WONDERFUL WHITTON

Whitton is home to Ashwater Press. We in Whitton love our village. One letter writer to a local newspaper summed it up: 'Living in Whitton is not all bad. Really.' He points out that the high street has a proper baker, a farm shop selling home grown fruit, veg and meat; you can buy a car here or a fridge, picture frames, electric bikes or a funeral. Whitton puts on the best St Geroge's Day parades. You can spend a warm summer evening at the local world-renowned military school of music, or you can spend a cold winter day at a rugby international or a rock concert at Twickenham - and you can walk home. You can visit a brilliant nature reserve by a local river, or you can hop on a train and be in London in 22 minutes.

As the correspondent says: 'It can be tough living in Whitton - but someone's got to do it.'

Here's a local school:

I went to the school on the left when I was eight. The building was already condemned then. We had classes of over 30 children; how on earth were we ever educated? I don't remember the bell ever being rung (perhaps it was condemned, too) but I do know that the facing bricks of the buildings were red and soft, and we used to scrape a penny into them to collect the dust and then rub the penny with it to make it shine. (In the background of the picture is Kneller Hall, the world-renowned military school of music mentioned above.)

Here's old Whitton village through which I used to walk to school. (Yes, we walked in those days.) Of course, this view was taken long before I walked that way, probably in the early 1900s:

And here's the same view today:

The buildings on the right are virtually unchanged, but the cottages on the left have long gone. It's possible that they were bombed in the war, as they have been replaced by rather unpleasant 50s-style semis.

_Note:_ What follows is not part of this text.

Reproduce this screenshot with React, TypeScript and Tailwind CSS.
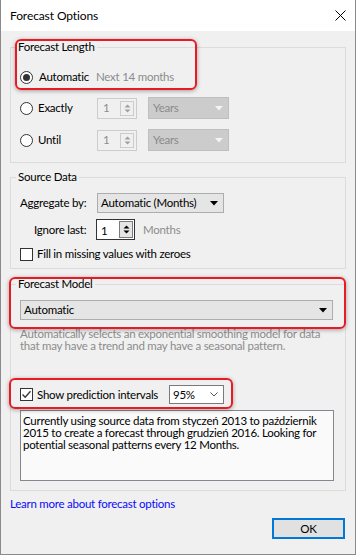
import React from "react";

function Radio({ checked }: { checked?: boolean }) {
  return (
    <span className="flex h-[13px] w-[13px] shrink-0 items-center justify-center rounded-full border border-[#333333] bg-white">
      {checked && <span className="h-[7px] w-[7px] rounded-full bg-[#333333]" />}
    </span>
  );
}

function Check({ checked }: { checked?: boolean }) {
  return (
    <span className="flex h-[13px] w-[13px] shrink-0 items-center justify-center border border-[#333333] bg-white">
      {checked && (
        <svg width="11" height="11" viewBox="0 0 11 11">
          <path d="M1.5 5.5 L4.2 8.3 L9.5 2.2" fill="none" stroke="#333333" strokeWidth="1.3" />
        </svg>
      )}
    </span>
  );
}

function Arrows({ color }: { color: string }) {
  return (
    <svg width="7" height="11" viewBox="0 0 7 11">
      <polygon points="3.5,1.5 0.5,4.5 6.5,4.5" fill={color} />
      <polygon points="3.5,9.5 0.5,6.5 6.5,6.5" fill={color} />
    </svg>
  );
}

function Spin({ disabled }: { disabled?: boolean }) {
  if (disabled) {
    return (
      <div className="flex h-[21px] w-[40px] shrink-0 items-center border border-[#cccccc] bg-[#f0f0f0]">
        <span className="flex-1 pl-[5px] text-[#8c8c8c]">1</span>
        <div className="mr-[2px] flex h-[15px] w-[14px] items-center justify-center border border-[#cccccc] bg-[#f0f0f0]">
          <Arrows color="#a0a0a0" />
        </div>
      </div>
    );
  }
  return (
    <div className="flex h-[21px] w-[39px] shrink-0 items-center border border-[#333333] bg-white">
      <span className="flex-1 pl-[4px] pt-[2px] text-black">1</span>
      <div className="mr-[1px] flex h-[17px] w-[14px] items-center justify-center border border-[#7a7a7a] bg-[#e5e5e5]">
        <Arrows color="#000000" />
      </div>
    </div>
  );
}

function Years() {
  return (
    <div className="flex h-[22px] w-[81px] shrink-0 items-center justify-between border border-[#bfbfbf] bg-[#cccccc] pl-[4px] pr-[5px] text-[#8a8a8a]">
      <span>Years</span>
      <svg width="8" height="5" viewBox="0 0 8 5">
        <polygon points="0,0 8,0 4,4.5" fill="#f4f4f4" />
      </svg>
    </div>
  );
}

function Combo({ text, width }: { text: string; width: string }) {
  return (
    <div className={`flex h-[20px] ${width} shrink-0 items-center justify-between border border-[#adadad] bg-[#e5e5e5] pl-[3px] pr-[5px] text-black`}>
      <span>{text}</span>
      <svg width="8" height="5" viewBox="0 0 8 5">
        <polygon points="0,0 8,0 4,4.5" fill="#000000" />
      </svg>
    </div>
  );
}

export default function App() {
  return (
    <div className="relative flex h-[555px] w-[356px] flex-col border-x border-b border-[#8a8a8a] bg-[#f0f0f0] font-['Lato','Liberation_Sans',sans-serif] text-[11.5px] leading-[16px] tracking-[-0.25px] text-black">
      {/* title bar */}
      <div className="flex h-[31px] shrink-0 items-center justify-between bg-white pl-[9px] pr-[9px]">
        <span className="text-[12px] tracking-[-0.1px]">Forecast Options</span>
        <svg width="11" height="11" viewBox="0 0 11 11">
          <path d="M0.5 0.5 L10.5 10.5 M10.5 0.5 L0.5 10.5" stroke="#000000" strokeWidth="1" />
        </svg>
      </div>

      <div className="flex flex-col px-[9px]">
        {/* Forecast Length */}
        <fieldset className="mt-[8px] border border-[#dcdcdc] px-[5px] pb-[11px]">
          <legend className="px-[2px] leading-[16px]">Forecast Length</legend>
          <div className="flex flex-col pl-[4px]">
            <div className="mt-[11px] flex h-[22px] items-center">
              <div className="flex w-[76px] items-center gap-[6px]">
                <Radio checked />
                <span>Automatic</span>
              </div>
              <span className="text-[#8c8c8c]">Next 14 months</span>
            </div>
            <div className="mt-[9px] flex h-[22px] items-center">
              <div className="flex w-[77px] items-center gap-[5px]">
                <Radio />
                <span>Exactly</span>
              </div>
              <Spin disabled />
              <div className="ml-[11px]">
                <Years />
              </div>
            </div>
            <div className="mt-[10px] flex h-[22px] items-center">
              <div className="flex w-[77px] items-center gap-[5px]">
                <Radio />
                <span>Until</span>
              </div>
              <Spin disabled />
              <div className="ml-[11px]">
                <Years />
              </div>
            </div>
          </div>
        </fieldset>

        {/* Source Data */}
        <fieldset className="mt-[6px] border border-[#dcdcdc] px-[5px] pb-[6px]">
          <legend className="px-[2px] leading-[16px]">Source Data</legend>
          <div className="flex flex-col pl-[4px]">
            <div className="mt-[8px] flex h-[20px] items-center">
              <span className="w-[77px] whitespace-nowrap">Aggregate by:</span>
              <Combo text="Automatic (Months)" width="w-[127px]" />
            </div>
            <div className="mt-[6px] flex h-[21px] items-center">
              <span className="w-[76px] whitespace-nowrap pl-[14px]">Ignore last:</span>
              <Spin />
              <span className="ml-[8px] text-[#8c8c8c]">Months</span>
            </div>
            <div className="mt-[6px] flex h-[16px] items-center gap-[4px]">
              <Check />
              <span>Fill in missing values with zeroes</span>
            </div>
          </div>
        </fieldset>

        {/* Forecast Model */}
        <fieldset className="mt-[7px] border border-[#dcdcdc] px-[5px] pb-[9px]">
          <legend className="px-[2px] leading-[16px]">Forecast Model</legend>
          <div className="flex flex-col pl-[4px]">
            <div className="mt-[8px]">
              <Combo text="Automatic" width="w-[313px]" />
            </div>
            <p className="mt-[8px] whitespace-nowrap leading-[12px] text-[#8c8c8c]">
              Automatically selects an exponential smoothing model for data
              <br />
              that may have a trend and may have a seasonal pattern.
            </p>
            <div className="mt-[33px] flex h-[19px] items-center">
              <div className="flex w-[149px] items-center gap-[4px] whitespace-nowrap">
                <Check checked />
                <span>Show prediction intervals</span>
              </div>
              <div className="flex h-[19px] w-[55px] items-center justify-between border border-[#7a7a7a] bg-white pl-[3px] pr-[5px]">
                <span>95%</span>
                <svg width="8" height="5" viewBox="0 0 8 5">
                  <path d="M0.5 0.5 L4 4 L7.5 0.5" fill="none" stroke="#555555" strokeWidth="1" />
                </svg>
              </div>
            </div>
            <div className="mt-[6px] h-[71px] w-[314px] border border-[#828790] bg-[#fafafa] px-[2px] pt-[4px] leading-[12px]">
              Currently using source data from styczeń 2013 to październik 2015 to create a forecast through grudzień 2016. Looking for potential seasonal patterns every 12 Months.
            </div>
          </div>
        </fieldset>

        <a className="mt-[5px] self-start text-[#0a0aff]">Learn more about forecast options</a>

        <div className="mt-[6px] flex justify-end pr-[1px]">
          <button className="flex h-[21px] w-[73px] items-center justify-center border-2 border-[#0078d7] bg-[#e1e1e1]">
            OK
          </button>
        </div>
      </div>

      {/* annotation highlights */}
      <div className="pointer-events-none absolute left-[14px] top-[39px] h-[51px] w-[182px] rounded-[6px] border-2 border-[#ea1a22] shadow-[0_1px_4px_rgba(0,0,0,0.35)]" />
      <div className="pointer-events-none absolute left-[8px] top-[277px] h-[52px] w-[337px] rounded-[6px] border-2 border-[#ea1a22] shadow-[0_1px_4px_rgba(0,0,0,0.35)]" />
      <div className="pointer-events-none absolute left-[8px] top-[378px] h-[31px] w-[224px] rounded-[6px] border-2 border-[#ea1a22] shadow-[0_1px_4px_rgba(0,0,0,0.35)]" />
    </div>
  );
}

Of course, we did have bombs in Whitton - but we soldiered on. Here's the result of a bomb in the high street:

Enough of this, I need a pint - and here's the place to go:

The Admiral Nelson used to be somewhere I would never venture, as it was seedy and unwelcoming for many a year. Happily it's been refurbished, but nicely. It can be well recommended, but not necessarily on rugby match day at Twickenham, when the place is crammed out with those rugby types.